Given the data your query produces from google, you may also want to look at trends across a particular region. For example you might be interested in understanding whether there is a difference in the interest in these position titles across Australian States and Territories:
#Select data frame from the google trends data looking at interest across Australia
region_trend <- datascience$interest_by_region
#The data includes Australian States or Terrritories, relative searches, and keyword
head(region_trend)
## location hits keyword geo gprop
## 1 Australian Capital Territory 100 data analyst AU web
## 2 Victoria 90 data analyst AU web
## 3 New South Wales 87 data analyst AU web
## 4 Western Australia 58 data analyst AU web
## 5 Queensland 48 data analyst AU web
## 6 South Australia 46 data analyst AU web
#Plotting this data we can see the popularity for these position titles across Australia
ggplot(data = region_trend) + aes(x = location, fill = keyword, weight = hits) +
geom_bar() + scale_fill_brewer(palette = "RdYlBu") +
labs(title = "Interest by Region", x = "Region", y = "Relative Interest") +
theme_minimal() + coord_flip()
We can see from the above search result hits that for both Tasmania and Northern Territory there was no interest in these position titles, with New South Wales and Victoria having similar profiles with regards to interest in these position titles. It is also interesting to note the unique profile of the Australian Capital Territory with interest in all position titles except data scientist.
Another really useful aspect of this package is to look at the data at a more granualar level when it comes to regions. For this sample query, we can investigate further the differences in searches of the position titles across Australian major cities:
#Select data frame from the google trends data looking at interest across Australian major cities
city_trend <- datascience$interest_by_city
#The data includes Australian major cities, relative searches, and keyword
head(city_trend)
## location hits keyword geo gprop
## 1 Melbourne 100 data analyst AU web
## 2 Sydney 99 data analyst AU web
## 3 Brisbane 53 data analyst AU web
## 4 Sydney 100 data scientist AU web
## 5 Melbourne 92 data scientist AU web
## 6 Sydney 100 business analyst AU web
#Plotting this data we can see the popularity for these position titles across Australia
ggplot(data = city_trend) + aes(x = location, fill = keyword, weight = hits) +
geom_bar() + scale_fill_brewer(palette = "RdYlBu") +
labs(title = "Searches by Major Cities", x = "City", y = "Relative Interest") +
theme_minimal() + coord_flip()
Here you can see the unique search interest of Melbourne and Sydney with 3 of the 4 position titles searched, while the remaining cities showing interest only in the analyst positions. The granularity of the detail very much depends on your search, for example, if you searched Marvel superheroes, you might get data for more major regional cities (i.e. Townsville, Ballarat) which may show interest in those keywords as opposed to the position titles selected above.

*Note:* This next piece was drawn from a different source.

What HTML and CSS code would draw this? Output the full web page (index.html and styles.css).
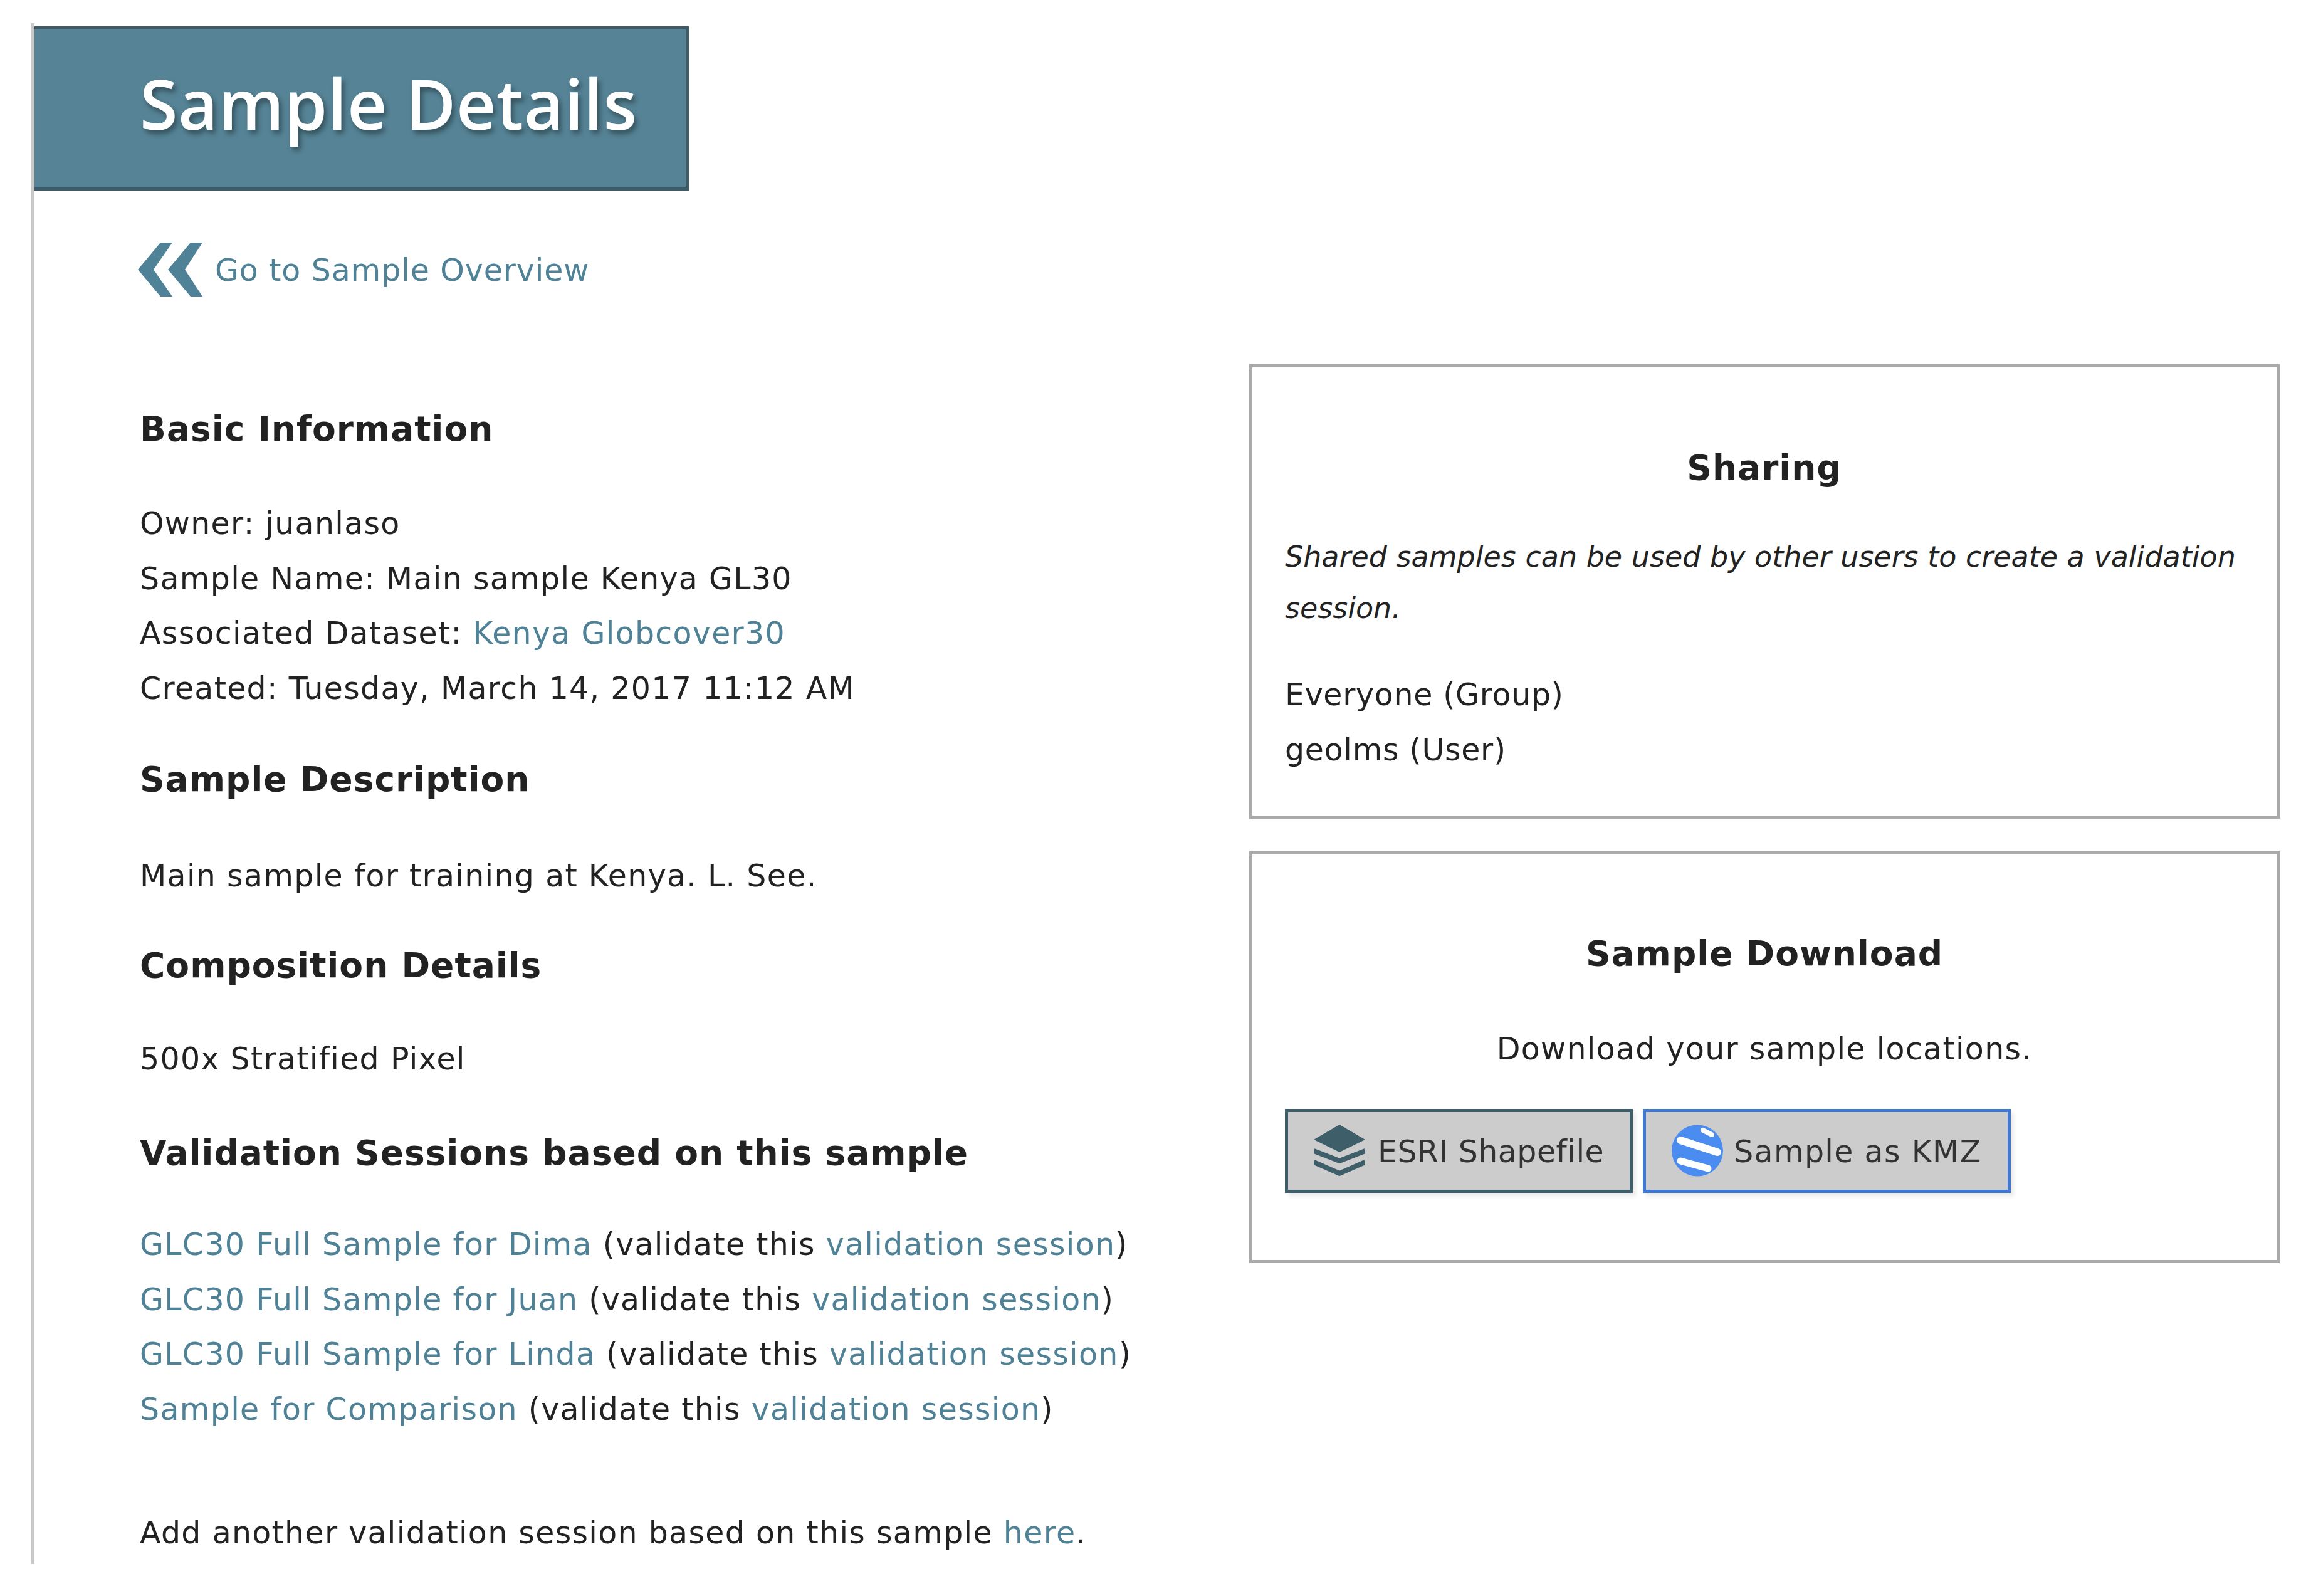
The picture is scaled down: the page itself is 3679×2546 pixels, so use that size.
FILE: index.html
```html
<!DOCTYPE html>
<html lang="en">
<head>
  <meta charset="UTF-8">
  <title>Sample Details</title>
  <link rel="stylesheet" href="styles.css">
</head>
<body>

<div class="page">
  <div class="page-title"><h1>Sample Details</h1></div>

  <a class="back-link" href="#">
    <svg class="back-icon" viewBox="0 0 103 86">
      <polygon points="36,0 55,0 25,43 55,86 36,86 0,43"/>
      <polygon points="84,0 103,0 75,43 103,86 84,86 48,43"/>
    </svg>
    <span class="label">Go to Sample Overview</span>
  </a>

  <div class="columns">
    <div class="main-col">
      <h2 class="first">Basic Information</h2>
      <p>Owner: juanlaso</p>
      <p>Sample Name: Main sample Kenya GL30</p>
      <p>Associated Dataset: <a href="#">Kenya Globcover30</a></p>
      <p>Created: Tuesday, March 14, 2017 11:12 AM</p>

      <h2 class="description-title">Sample Description</h2>
      <p>Main sample for training at Kenya. L. See.</p>

      <h2 class="composition-title">Composition Details</h2>
      <p>500x Stratified Pixel</p>

      <h2 class="sessions-title">Validation Sessions based on this sample</h2>
      <p><a href="#">GLC30 Full Sample for Dima</a> (validate this <a href="#">validation session</a>)</p>
      <p><a href="#">GLC30 Full Sample for Juan</a> (validate this <a href="#">validation session</a>)</p>
      <p><a href="#">GLC30 Full Sample for Linda</a> (validate this <a href="#">validation session</a>)</p>
      <p><a href="#">Sample for Comparison</a> (validate this <a href="#">validation session</a>)</p>

      <p class="add-session">Add another validation session based on this sample <a href="#">here</a>.</p>
    </div>

    <div class="side-col">
      <div class="box sharing">
        <h2 class="first">Sharing</h2>
        <p class="note">Shared samples can be used by other users to create a validation session.</p>
        <p>Everyone (Group)</p>
        <p>geolms (User)</p>
      </div>

      <div class="box download">
        <h2 class="first">Sample Download</h2>
        <p class="download-text">Download your sample locations.</p>
        <div class="buttons">
          <a class="btn" href="#">
            <svg class="btn-icon" viewBox="0 0 82 83">
              <polygon fill="#3e5f6a" points="41,0 82,24 41,44 0,24"/>
              <polyline fill="none" stroke="#3e5f6a" stroke-width="8" points="0,42 41,58 82,42"/>
              <polyline fill="none" stroke="#3e5f6a" stroke-width="8" points="0,60 41,78 82,60"/>
            </svg>
            <span class="label">ESRI Shapefile</span>
          </a>
          <a class="btn btn-blue" href="#">
            <svg class="btn-icon" viewBox="0 0 82 83">
              <circle cx="41" cy="41.5" r="41" fill="#4a8cf0"/>
              <path d="M50 9 L64 16" stroke="#fff" stroke-width="8" stroke-linecap="round" fill="none"/>
              <path d="M14 25 L73 44" stroke="#fff" stroke-width="12" stroke-linecap="round" fill="none"/>
              <path d="M14 58 L58 70" stroke="#fff" stroke-width="11" stroke-linecap="round" fill="none"/>
            </svg>
            <span class="label">Sample as KMZ</span>
          </a>
        </div>
      </div>
    </div>
  </div>
</div>

</body>
</html>
```

FILE: styles.css
```css
body {
  margin: 0;
  background-color: #fff;
  color: #222;
  font-family: "DejaVu Sans", sans-serif;
  font-size: 49px;
  line-height: 87.5px;
  letter-spacing: 1.3px;
}
a {
  color: #4f8296;
  text-decoration: none;
}
p {
  margin: 0;
}
h1 {
  margin: 0 0 18px 0;
  font-family: "Open Sans", sans-serif;
  font-size: 110px;
  font-weight: 600;
  line-height: 1;
  letter-spacing: 0.5px;
  color: #fff;
  text-shadow: 4px 6px 8px rgba(0, 0, 0, 0.4);
}
h2 {
  margin: 59px 0 62px 0;
  font-size: 55px;
  font-weight: bold;
  line-height: 88px;
  letter-spacing: 1px;
  color: #222;
}
h2.first {
  margin-top: 0;
  margin-bottom: 64px;
}
.description-title {
  margin: 57px 0 67px 0;
}
.composition-title {
  margin: 54px 0 62px 0;
}
.sessions-title {
  margin: 62px 0 59px 0;
}
.page {
  margin: 37px 0 0 50px;
  width: 3587px;
  height: 2458px;
  border-left: 5px solid #c8c8c8;
  box-sizing: border-box;
  padding-top: 5px;
}
.page-title {
  display: flex;
  align-items: center;
  width: 1044px;
  height: 262px;
  box-sizing: border-box;
  padding-left: 168px;
  background-color: #568496;
  border: 5px solid #3e5b68;
  border-left: none;
}
.back-link {
  display: flex;
  align-items: center;
  gap: 20px;
  margin: 83px 0 0 165px;
  height: 86px;
  letter-spacing: 0.9px;
}
.back-icon {
  width: 103px;
  height: 86px;
  fill: #4f8296;
}
.label {
  padding-top: 4px;
}
.columns {
  display: flex;
  justify-content: space-between;
  margin-top: 108px;
}
.main-col {
  padding: 59px 0 0 168px;
}
.add-session {
  margin-top: 110px;
}
.side-col {
  width: 1644px;
}
.box {
  border: 5px solid #aaa;
  padding: 0 52px;
}
.box h2 {
  text-align: center;
}
.sharing {
  padding-top: 116px;
  padding-bottom: 61px;
  margin-bottom: 51px;
  letter-spacing: 0.7px;
}
.sharing h2.first {
  margin-bottom: 57px;
}
.note {
  font-size: 46px;
  font-style: italic;
  line-height: 82px;
  letter-spacing: 0;
  margin-bottom: 54px;
}
.download {
  padding-top: 115px;
  padding-bottom: 107px;
}
.download h2.first {
  margin-bottom: 65px;
}
.download-text {
  text-align: center;
  margin-bottom: 51px;
}
.buttons {
  display: flex;
  gap: 16px;
}
.btn {
  display: flex;
  align-items: center;
  gap: 20px;
  height: 134px;
  box-sizing: border-box;
  padding: 0 41px;
  background-color: #ccc;
  color: #333;
  letter-spacing: 0.5px;
  border: 5px solid #3e5f6a;
  box-shadow: 5px 6px 6px rgba(0, 0, 0, 0.08);
}
.btn-blue {
  gap: 17px;
  letter-spacing: 1.3px;
  border-color: #4077d0;
}
.btn-icon {
  width: 82px;
  height: 83px;
}
```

Finally, while a lot of this is interesting, there are practical uses for this information given your interest in a particular subject matter. Much of this data has been, and continues to be, used in many data analytics projects across the globe. The possibility to do more with this exists for many fields so it is really useful to have it handy with this very simple R package. There may be more sophisticated ways to get this data but hopefully this is a good starting point for anyone interested.